ASE 2025
Sun 16 - Thu 20 November 2025 Seoul, South Korea

MLIR (Multi-Level Intermediate Representation) has rapidly become a foundational technology for modern com- piler frameworks, enabling extensibility across diverse domains. However, ensuring the correctness and robustness of MLIR itself remains challenging. Existing fuzzing approaches—based on manually crafted templates or rule-based mutations—struggle to generate sufficiently diverse and semantically valid test cases, making it difficult to expose subtle or deep-seated bugs within MLIR’s complex and evolving code space. In this paper, we present FLEX, a novel self-adaptive fuzzing framework for MLIR. FLEX leverages neural networks for program generation, a perturbed sampling strategy to encourage diversity, and a feedback-driven augmentation loop that iteratively improves its model using both crashing and non-crashing test cases. Starting from a limited seed corpus, FLEX progressively learns valid syntax and semantics and autonomously produces high-quality test inputs. We evaluate FLEX on the upstream MLIR compiler against four state-of-the-art fuzzers.
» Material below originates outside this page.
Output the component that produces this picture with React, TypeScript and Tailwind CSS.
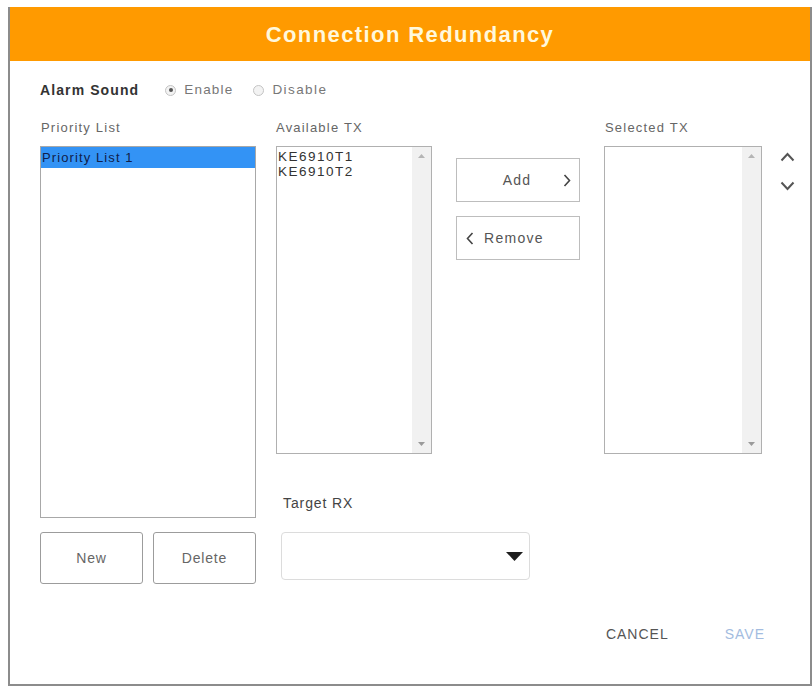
import React from 'react';

const FONT = { fontFamily: '"Liberation Sans", Arial, sans-serif' };

function Radio({ checked }: { checked?: boolean }) {
  return (
    <span className="flex h-[11px] w-[11px] items-center justify-center rounded-full border border-[#c4c4c4] bg-[#f3f3f3]">
      {checked && <span className="h-[4px] w-[4px] rounded-full bg-[#555]" />}
    </span>
  );
}

function ScrollTrack() {
  return (
    <div className="flex w-[19px] flex-col items-center justify-between bg-[#f1f1f1] py-[7px]">
      <svg width="7" height="4" viewBox="0 0 7 4">
        <polygon points="0,4 3.5,0 7,4" fill="#b5b5b5" />
      </svg>
      <svg width="7" height="4" viewBox="0 0 7 4">
        <polygon points="0,0 7,0 3.5,4" fill="#9a9a9a" />
      </svg>
    </div>
  );
}

function Chevron({ dir, className }: { dir: 'left' | 'right' | 'up' | 'down'; className?: string }) {
  if (dir === 'up' || dir === 'down') {
    return (
      <svg width="15" height="10" viewBox="0 0 15 10" className={className}>
        <polyline
          points={dir === 'up' ? '1.5,8.5 7.5,2 13.5,8.5' : '1.5,1.5 7.5,8 13.5,1.5'}
          fill="none"
          stroke="#555"
          strokeWidth="2"
        />
      </svg>
    );
  }
  return (
    <svg width="8" height="13" viewBox="0 0 8 13" className={className}>
      <polyline
        points={dir === 'right' ? '1.5,1 6.5,6.5 1.5,12' : '6.5,1 1.5,6.5 6.5,12'}
        fill="none"
        stroke="#444"
        strokeWidth="1.6"
      />
    </svg>
  );
}

export default function App() {
  return (
    <div className="min-h-[687px] bg-white pl-[8px] pt-[7px]" style={FONT}>
      <div className="flex h-[679px] w-[804px] flex-col border-x-2 border-b-2 border-[#8c8c8c] bg-white">
        {/* title bar */}
        <div className="flex h-[54px] items-center justify-center bg-[#ff9a00]">
          <h1 className="text-[22px] font-bold tracking-[1.4px] text-[#fff8dc]">Connection Redundancy</h1>
        </div>

        <div className="flex flex-col pl-[30px]">
          {/* alarm sound */}
          <div className="mt-[21px] flex h-[16px] items-center">
            <span className="text-[14px] font-semibold tracking-[1.1px] text-[#333]">Alarm Sound</span>
            <span className="ml-[26px]"><Radio checked /></span>
            <span className="ml-[8px] text-[13.5px] tracking-[1.2px] text-[#777]">Enable</span>
            <span className="ml-[20px]"><Radio /></span>
            <span className="ml-[8px] text-[13.5px] tracking-[1.4px] text-[#777]">Disable</span>
          </div>

          <div className="mt-[21px] flex">
            {/* priority list column */}
            <div className="flex w-[216px] flex-col">
              <div className="h-[18px] pl-[1px] text-[13px] leading-[18px] tracking-[1.2px] text-[#666]">Priority List</div>
              <div className="mt-[9px] h-[372px] border border-[#a8a8a8] bg-white">
                <div className="h-[21px] bg-[#3393f5] pl-[1px] text-[13px] leading-[21px] tracking-[1.1px] text-[#10204a]">
                  Priority List 1
                </div>
              </div>
              <div className="mt-[14px] flex gap-[10px]">
                <button className="h-[52px] w-[103px] rounded-[3px] border-[1.5px] border-[#9c9c9c] text-[14px] tracking-[0.8px] text-[#666]">
                  New
                </button>
                <button className="h-[52px] w-[103px] rounded-[3px] border-[1.5px] border-[#9c9c9c] text-[14px] tracking-[0.8px] text-[#666]">
                  Delete
                </button>
              </div>
            </div>

            {/* transfer area */}
            <div className="ml-[20px] flex flex-col">
              <div className="flex">
                <div className="flex w-[156px] flex-col">
                  <div className="h-[18px] text-[13px] leading-[18px] tracking-[1.2px] text-[#666]">Available TX</div>
                  <div className="mt-[9px] flex h-[308px] border border-[#b0b0b0]">
                    <div className="flex-1 pl-[1px] pt-[2px] text-[13.5px] leading-[15px] tracking-[1.5px] text-[#333]">
                      <div>KE6910T1</div>
                      <div>KE6910T2</div>
                    </div>
                    <ScrollTrack />
                  </div>
                </div>

                <div className="ml-[24px] flex w-[124px] flex-col pt-[39px]">
                  <button className="relative flex h-[44px] items-center justify-center border border-[#bdbdbd] text-[14px] tracking-[1.2px] text-[#555]">
                    <span className="-ml-[2px]">Add</span>
                    <Chevron dir="right" className="absolute right-[8px] top-[15px]" />
                  </button>
                  <button className="mt-[14px] flex h-[44px] items-center border border-[#bdbdbd] pl-[9px] text-[14px] tracking-[1.3px] text-[#555]">
                    <Chevron dir="left" />
                    <span className="ml-[10px]">Remove</span>
                  </button>
                </div>

                <div className="ml-[24px] flex w-[158px] flex-col">
                  <div className="h-[18px] pl-[1px] text-[13px] leading-[18px] tracking-[1.2px] text-[#666]">Selected TX</div>
                  <div className="mt-[9px] flex h-[308px] border border-[#b0b0b0]">
                    <div className="flex-1" />
                    <ScrollTrack />
                  </div>
                </div>

                <div className="ml-[18px] flex flex-col gap-[19px] pt-[33px]">
                  <Chevron dir="up" />
                  <Chevron dir="down" />
                </div>
              </div>

              {/* target receiver */}
              <div className="ml-[7px] mt-[41px] h-[16px] text-[14px] leading-[16px] tracking-[0.9px] text-[#444]">Target RX</div>
              <div className="ml-[5px] mt-[21px] flex h-[48px] w-[249px] items-center justify-end rounded-[4px] border border-[#dcdcdc] pr-[6px]">
                <svg width="17" height="9" viewBox="0 0 17 9">
                  <polygon points="0,0 17,0 8.5,9" fill="#1e1e1e" />
                </svg>
              </div>
            </div>
          </div>

          {/* footer actions */}
          <div className="mt-[42px] flex h-[16px] items-center justify-end pr-[45px] text-[14px] leading-[16px] tracking-[1px]">
            <span className="text-[#555]">CANCEL</span>
            <span className="ml-[56px] text-[#a3bce0]">SAVE</span>
          </div>
        </div>
      </div>
    </div>
  );
}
In a 30-day campaign, FLEX discovers 80 previously unknown bugs—including multiple new root causes and parser bugs—while in 24-hour fixed-revision comparisons, it detects 53 bugs (over 3.5× as many as the best baseline) and achieves 28.2% code coverage, outperforming the next-best tool by 42%. Ablation studies further confirm the critical role of both perturbed generation and diversity augmentation in FLEX ’s effectiveness.